# WRITTEN PROBLEM
Count the lines below that contain the word "with", and give only that number.

>> begin

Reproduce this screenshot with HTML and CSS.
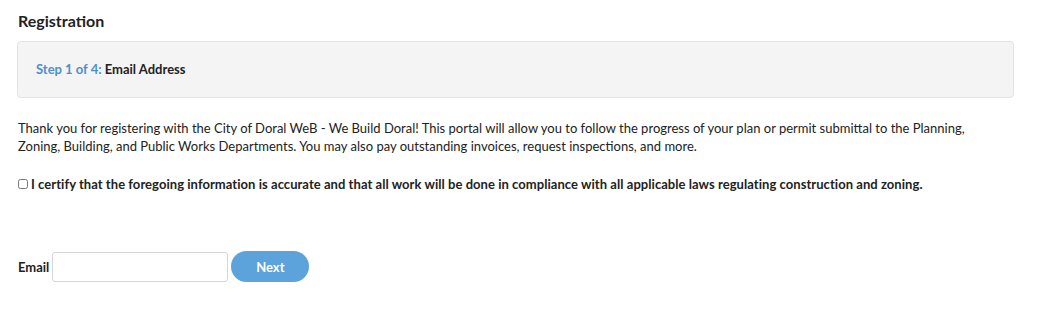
FILE: index.html
```html
<!DOCTYPE html>
<html lang="en">
<head>
    <meta charset="UTF-8">
    <meta name="viewport" content="width=device-width, initial-scale=1.0">
    <title>Registration</title>
    <link rel="stylesheet" href="styles.css">
</head>
<body>
<div class="page">
    <h2 class="title">Registration</h2>

    <!-- Step panel -->
    <div class="step-panel">
        <span class="step-count">Step 1 of 4:</span> Email Address
    </div>

    <p class="intro">Thank you for registering with the City of Doral WeB - We Build Doral! This portal will allow you to follow the progress of your plan or permit submittal to the Planning, Zoning, Building, and Public Works Departments. You may also pay outstanding invoices, request inspections, and more.</p>

    <label class="certify">
        <input type="checkbox" class="certify-box">
        I certify that the foregoing information is accurate and that all work will be done in compliance with all applicable laws regulating construction and zoning.
    </label>

    <form class="email-row" onsubmit="return false;">
        <label for="email" class="email-label">Email</label>
        <input type="text" id="email" class="email-input">
        <button type="submit" class="next-btn">Next</button>
    </form>
</div>
</body>
</html>
```

FILE: styles.css
```css
body {
    font-family: Lato, "Open Sans", sans-serif;
    background-color: #fff;
    color: #222;
    margin: 0;
    padding: 0;
}

.page {
    width: 997px;
    padding: 10px 0 0 17px;
}

.title {
    font-size: 16px;
    font-weight: bold;
    margin: 0 0 9px 1px;
    line-height: 22px;
}

.step-panel {
    background-color: #f4f4f4;
    border: 1px solid #e3e3e3;
    border-radius: 4px;
    padding: 18px 18px 19px;
    font-size: 13px;
    font-weight: bold;
    line-height: 18px;
}

.step-count {
    color: #4a90cf;
}

.intro {
    max-width: 965px;
    font-size: 13px;
    line-height: 18px;
    margin: 21px 0 0 1px;
    color: #222;
}

.certify {
    display: flex;
    align-items: center;
    gap: 3px;
    font-size: 13px;
    font-weight: bold;
    line-height: 18px;
    margin: 20px 0 0 1px;
    letter-spacing: 0.05px;
}

.certify-box {
    width: 10px;
    height: 10px;
    margin: 0;
}

.email-row {
    display: flex;
    align-items: center;
    margin: 58px 0 0 1px;
}

.email-label {
    font-size: 13px;
    font-weight: bold;
    margin-right: 3px;
}

.email-input {
    width: 176px;
    height: 30px;
    box-sizing: border-box;
    border: 1px solid #d6d6d6;
    border-radius: 3px;
    padding: 4px 6px;
    margin: 0;
}

.next-btn {
    width: 78px;
    height: 31px;
    margin-left: 3px;
    border: none;
    border-radius: 16px;
    background-color: #5ba3da;
    color: #fff;
    font-family: Lato, sans-serif;
    font-size: 13px;
    font-weight: bold;
}
```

>> end

# ANSWER TO THIS PROBLEM
3